Bank Indonesia has also strengthened its monetary operations strategy in order to maintain adequate liquidity and increase efficiency in the money market, thus enhancing transmission of the accommodative policy mix. Bank Indonesia has homogenised open market operations instument through implementation of reverse repo tradeable government securities (RR SBN) for all tenors from 7 days - 12 months, while announcing plans to auction 12-month RR SBN to replace 12-month SBI, commencing 4th October 2019. Moving forward, Bank Indonesia will maintain an accommodative policy mix in line with low projected inflation, sustained external stability and the need to build economic growth momentum. Coordination between Bank Indonesia, the Government and other relevant authorities is constantly strengthened in order to maintain economic stability and catalyse domestic demand, while boosting exports and tourism and attracting foreign capital inflows, including foreign direct investment (FDI).

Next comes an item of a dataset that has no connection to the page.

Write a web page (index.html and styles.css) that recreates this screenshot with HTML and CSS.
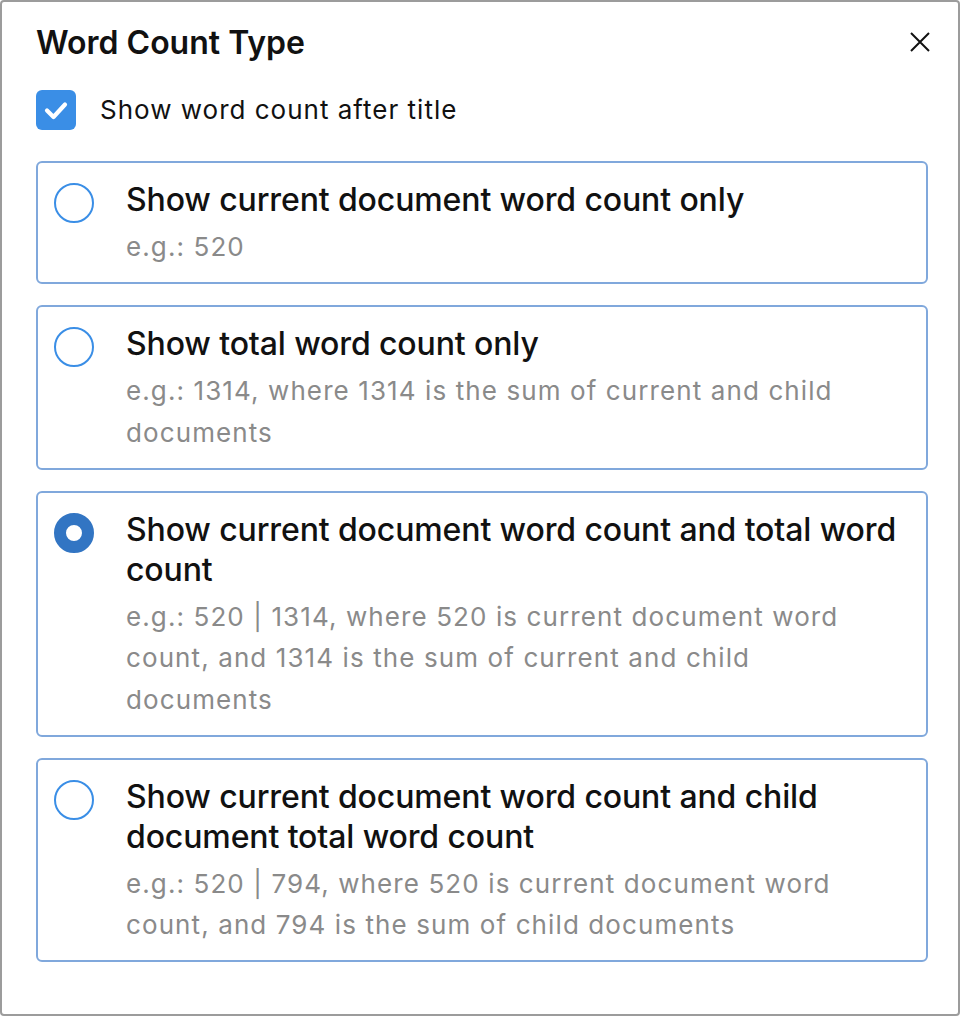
FILE: index.html
```html
<!DOCTYPE html>
<html>
<head>
<meta charset="utf-8">
<title>Word Count Type</title>
<link rel="stylesheet" href="styles.css">
</head>
<body>
<div class="dialog">
  <div class="header">
    <h1 class="title">Word Count Type</h1>
    <button class="close" aria-label="Close">
      <svg viewBox="0 0 20 20" width="20" height="20"><path d="M1 1 L19 19 M19 1 L1 19" stroke="#111" stroke-width="2" fill="none"/></svg>
    </button>
  </div>
  <label class="check-row">
    <span class="checkbox">
      <svg viewBox="0 0 40 40" width="40" height="40"><path d="M11 20.5 L17.5 27 L29 14.5" stroke="#fff" stroke-width="4.2" stroke-linecap="round" stroke-linejoin="round" fill="none"/></svg>
    </span>
    <span class="check-label">Show word count after title</span>
  </label>
  <div class="options">
    <div class="option">
      <span class="radio"></span>
      <div class="option-body">
        <div class="option-title">Show current document word count only</div>
        <div class="option-desc">e.g.: 520</div>
      </div>
    </div>
    <div class="option">
      <span class="radio"></span>
      <div class="option-body">
        <div class="option-title">Show total word count only</div>
        <div class="option-desc">e.g.: 1314, where 1314 is the sum of current and child documents</div>
      </div>
    </div>
    <div class="option">
      <span class="radio checked"></span>
      <div class="option-body">
        <div class="option-title">Show current document word count and total word count</div>
        <div class="option-desc">e.g.: 520 | 1314, where 520 is current document word count, and 1314 is the sum of current and child documents</div>
      </div>
    </div>
    <div class="option">
      <span class="radio"></span>
      <div class="option-body">
        <div class="option-title">Show current document word count and child document total word count</div>
        <div class="option-desc">e.g.: 520 | 794, where 520 is current document word count, and 794 is the sum of child documents</div>
      </div>
    </div>
  </div>
</div>
</body>
</html>
```
FILE: styles.css
```css
html, body {
  margin: 0;
  padding: 0;
  background: #fff;
}
.dialog {
  box-sizing: border-box;
  width: 960px;
  height: 1016px;
  border: 2px solid #9c9c9c;
  border-radius: 4px;
  padding: 20.5px 30px 0 34px;
  font-family: "Inter", "Noto Sans", sans-serif;
  color: #111;
}
.header {
  display: flex;
  align-items: center;
  justify-content: space-between;
  height: 40px;
}
.title {
  margin: 0;
  font-size: 32px;
  line-height: 40px;
  font-weight: 600;
  letter-spacing: 0;
}
.close {
  border: 0;
  background: none;
  padding: 0;
  width: 20px;
  height: 20px;
  margin-right: -2px;
  margin-top: -1px;
  display: block;
}
.close svg { display: block; }
.check-row {
  display: flex;
  align-items: center;
  gap: 24px;
  margin-top: 27.5px;
  height: 40px;
}
.checkbox {
  width: 40px;
  height: 40px;
  border-radius: 6px;
  background: #3a8ee6;
  display: block;
  flex: none;
}
.checkbox svg { display: block; }
.check-label {
  font-size: 26px;
  line-height: 40px;
  letter-spacing: 1px;
  color: #111;
}
.options {
  display: flex;
  flex-direction: column;
  gap: 21px;
  margin-top: 31px;
}
.option {
  display: flex;
  align-items: flex-start;
  gap: 32px;
  border: 2px solid #80a8dc;
  border-radius: 6px;
  padding: 17px 26px 14.5px 16px;
}
.radio {
  flex: none;
  box-sizing: border-box;
  width: 40px;
  height: 40px;
  border-radius: 50%;
  border: 2px solid #3a8ee6;
  margin-top: 3px;
  background: #fff;
}
.radio.checked {
  border: 12px solid #3275c3;
  background: #fff;
}
.option-body {
  flex: 1;
  min-width: 0;
}
.option-title {
  font-size: 32px;
  line-height: 40px;
  font-weight: 500;
  letter-spacing: -0.12px;
  color: #111;
}
.option-desc {
  margin-top: 6px;
  font-size: 26px;
  line-height: 41.5px;
  letter-spacing: 1.1px;
  color: #8a8a8a;
}
```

Ongoing trade tensions between the United States and China, accompanied by geopolitical risks, continue to suppress the global economy and amplify global financial market uncertainty. The tit-for-tat imposition of higher import tariffs by the United States and China is stifling world trade volume and global economic growth. The US economy is moderating on declining exports and non-residential investment. In addition, economic growth in Europe, Japan, China and India continues to decelerate on weaker exports, which has fed through to lower domestic demand. The global economic slowdown has triggered lower international commodity prices, including oil, leading to mild inflationary pressures. In response, many countries have introduced fiscal stimuli and relaxed monetary policy. Meanwhile, high global financial market uncertainty has triggered a shift in global funds to safe haven assets, such as government bonds in the United States and Japan as well as gold, although capital inflows to developing economies have been maintained. Prevailing global economic dynamics demand vigilance due to the potential impact on efforts to stimulate economic growth and maintain foreign capital inflows to bolster external stability.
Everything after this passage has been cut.